Online exclusive | 12:41 p.m.
PANAMA CITY — Renewable energy and the promotion of biofuels in the Western Hemisphere have returned to the forefront of talks at the Organization of American States’ General Assembly, where regional leaders yesterday stressed the need to implement written plans on alternatives to oil.
“The words in the document should be translated into action,” said Grenada’s ambassador to the OAS, Denis Antoine, ahead of closed door talks to finalize the assembly’s energy plan.
Four nations, the Dominican Republic, El Salvador, Haiti and St. Kitts, would be the first beneficiaries of the recently signed U.S.-Brazil alternative-energy agreement, which aims to increase ethanol production in the region.
“This declaration realizes that biofuels will be critical to diversifying the use of our energy in our hemisphere,” Secretary of State Condoleezza Rice said.
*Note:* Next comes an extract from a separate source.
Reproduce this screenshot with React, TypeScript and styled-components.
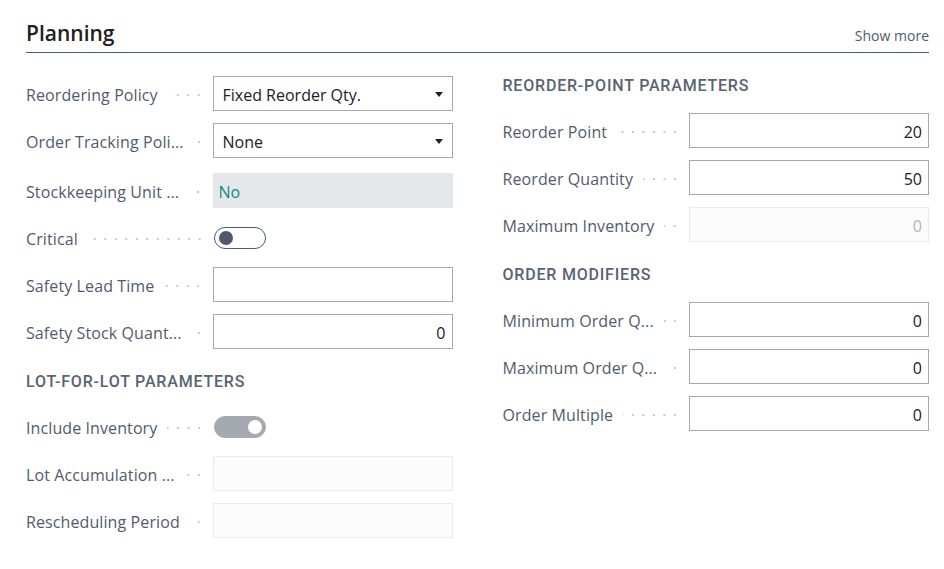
import React from 'react'
import styled, { createGlobalStyle } from 'styled-components'

const GlobalStyle = createGlobalStyle`
    body {
        margin: 0;
        background: #ffffff;
        font-family: 'Open Sans', 'Noto Sans', sans-serif;
    }
`

const StyledPage = styled.div`
    padding: 0 15px 0 26px;
`

const StyledHeader = styled.div`
    display: flex;
    justify-content: space-between;
    align-items: baseline;
    margin-top: 19px;
    height: 34px;
    border-bottom: 1px solid #505c6d;
    box-sizing: border-box;
`

const StyledTitle = styled.h1`
    margin: 0;
    font-size: 21px;
    font-weight: 600;
    line-height: 28px;
    color: #212121;
`

const StyledShowMore = styled.span`
    font-size: 14px;
    color: #505c6d;
    cursor: pointer;
`

const StyledColumns = styled.div`
    display: grid;
    grid-template-columns: 1fr 1fr;
    column-gap: 50px;
    margin-top: 23px;
`

const StyledColumn = styled.div`
    display: flex;
    flex-direction: column;
    gap: 12px;
`

const StyledGroupTitle = styled.div`
    height: 20px;
    line-height: 20px;
    margin: 11px 0 5px;
    font-family: Roboto, 'Open Sans', sans-serif;
    font-size: 16px;
    font-weight: 500;
    letter-spacing: 0.8px;
    color: #586373;
    text-transform: uppercase;
    &:first-child {
        margin-top: 0;
    }
`

const StyledRow = styled.div<{ $shift?: number }>`
    display: flex;
    align-items: center;
    height: 35px;
    margin-top: ${(p) => p.$shift || 0}px;
`

const StyledLabel = styled.div`
    flex: 1;
    display: flex;
    align-items: center;
    min-width: 0;
    padding-top: 3px;
    font-size: 16px;
    letter-spacing: 0.1px;
    color: #505c6d;
    white-space: nowrap;
`

const StyledLeader = styled.span`
    flex: 1;
    height: 2px;
    margin: 0 13px 0 10px;
    background-image: linear-gradient(to left, #c9c9c9 2px, transparent 2px);
    background-size: 10.5px 2px;
    background-position: right center;
    background-repeat: repeat-x;
`

const StyledInput = styled.div<{ $align?: 'left' | 'right'; $disabled?: boolean }>`
    width: 240px;
    height: 35px;
    box-sizing: border-box;
    display: flex;
    align-items: center;
    justify-content: space-between;
    padding: 2px ${(p) => (p.$align === 'right' ? '6px' : '9px')} 0 9px;
    border: 1px solid ${(p) => (p.$disabled ? '#ececec' : '#a8a8a8')};
    background: ${(p) => (p.$disabled ? '#fcfcfc' : '#ffffff')};
    font-size: 16px;
    color: ${(p) => (p.$disabled ? '#b3b3b3' : '#212121')};
    & > span {
        flex: 1;
        text-align: ${(p) => p.$align || 'left'};
    }
`

const StyledReadOnly = styled.div`
    width: 240px;
    height: 35px;
    box-sizing: border-box;
    display: flex;
    align-items: center;
    padding: 2px 6px 0;
    background: #e6e7e8;
    font-size: 16px;
    color: #0e8a8c;
`

const StyledToggle = styled.div<{ $on?: boolean }>`
    width: 52px;
    height: 22px;
    box-sizing: border-box;
    border-radius: 11px;
    display: flex;
    align-items: center;
    justify-content: ${(p) => (p.$on ? 'flex-end' : 'flex-start')};
    padding: 0 3px 0 4px;
    border: 1px solid ${(p) => (p.$on ? '#a5aab0' : '#505c6d')};
    background: ${(p) => (p.$on ? '#a5aab0' : '#ffffff')};
    margin-right: 187px;
    &::after {
        content: '';
        width: 14px;
        height: 14px;
        border-radius: 50%;
        background: ${(p) => (p.$on ? '#ffffff' : '#4f5b6c')};
    }
`

const Arrow = () => (
    <svg width="8" height="5" viewBox="0 0 8 5">
        <polygon points="0,0 8,0 4,5" fill="#212121" />
    </svg>
)

const Label = ({ text }: { text: string }) => (
    <StyledLabel>
        {text}
        <StyledLeader />
    </StyledLabel>
)

const SelectField = ({ label, value }: { label: string; value: string }) => (
    <StyledRow>
        <Label text={label} />
        <StyledInput>
            <span>{value}</span>
            <Arrow />
        </StyledInput>
    </StyledRow>
)

const NumberField = ({ label, value, disabled }: { label: string; value?: string; disabled?: boolean }) => (
    <StyledRow>
        <Label text={label} />
        <StyledInput $align="right" $disabled={disabled}>
            <span>{value}</span>
        </StyledInput>
    </StyledRow>
)

const ToggleField = ({ label, on }: { label: string; on?: boolean }) => (
    <StyledRow>
        <Label text={label} />
        <StyledToggle $on={on} />
    </StyledRow>
)

const App = () => {
    return (
        <StyledPage>
            <GlobalStyle />
            <StyledHeader>
                <StyledTitle>Planning</StyledTitle>
                <StyledShowMore>Show more</StyledShowMore>
            </StyledHeader>
            <StyledColumns>
                <StyledColumn>
                    <SelectField label="Reordering Policy" value="Fixed Reorder Qty." />
                    <SelectField label="Order Tracking Poli..." value="None" />
                    <StyledRow $shift={3}>
                        <Label text="Stockkeeping Unit ..." />
                        <StyledReadOnly>No</StyledReadOnly>
                    </StyledRow>
                    <ToggleField label="Critical" />
                    <NumberField label="Safety Lead Time" />
                    <NumberField label="Safety Stock Quant..." value="0" />
                    <StyledGroupTitle>Lot-for-Lot Parameters</StyledGroupTitle>
                    <ToggleField label="Include Inventory" on />
                    <NumberField label="Lot Accumulation ..." disabled />
                    <NumberField label="Rescheduling Period" disabled />
                </StyledColumn>
                <StyledColumn>
                    <StyledGroupTitle>Reorder-Point Parameters</StyledGroupTitle>
                    <NumberField label="Reorder Point" value="20" />
                    <NumberField label="Reorder Quantity" value="50" />
                    <NumberField label="Maximum Inventory" value="0" disabled />
                    <StyledGroupTitle>Order Modifiers</StyledGroupTitle>
                    <NumberField label="Minimum Order Q..." value="0" />
                    <NumberField label="Maximum Order Q..." value="0" />
                    <NumberField label="Order Multiple" value="0" />
                </StyledColumn>
            </StyledColumns>
        </StyledPage>
    )
}

export default App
“We seek to promote the democratization of energy in the Americas, increasing the number of energy suppliers, expanding the market and reducing supply disruption,” she said.
Rounding out the three-day talks in the Panamanian capital, leaders yesterday put the finishing touches on an OAS resolution that focuses heavily on the environmental and need to reduce the hemispheres dependence on fossil fuels.
Some observers, however, expressed concern about investing time, money and resources into a country like Haiti, where political upheaval is not uncommon, violence requires the assistance of international peacekeepers to control, and corruption is endemic.
“Its the chicken and the egg problem,” noted Peter Hakim, president of the Washington-based Inter-American Dialogue. “If you never do anything in [Haiti] to address the problem of stability, then you wont have stability … and youll never get it without taking a risk.”
Alternative-energy programs alone won’t help the poor rise out of poverty, said Uruguayan Foreign Minister Reinaldo Gargano.
“Energy is important for production and improving quality of life, but eliminating poverty depends on other factors as well, like the better distribution of wealth,” he said.
Other nations have been downright critical of the alternative-energy initiatives put forward by the OAS and spearheaded by the United States and Brazil, the worlds largest producers of ethanol.
Leaders from Venezuela and Cuba — which does not have an official representative at the meetings because the communist island is not a member of the OAS — have criticized the further expansion of ethanol production in Latin America and the Caribbean, claiming it would deplete food supplies in the region, where a scarcity of sustenance is not uncommon.
Yesterday’s session was a departure from the diplomatic war of words that broke out the previous day between Miss Rice and Venezuelan Foreign Minister Nicolas Maduro over Venezuela’s recent closure of a television network that was critical of Venezuelan President Hugo Chavez.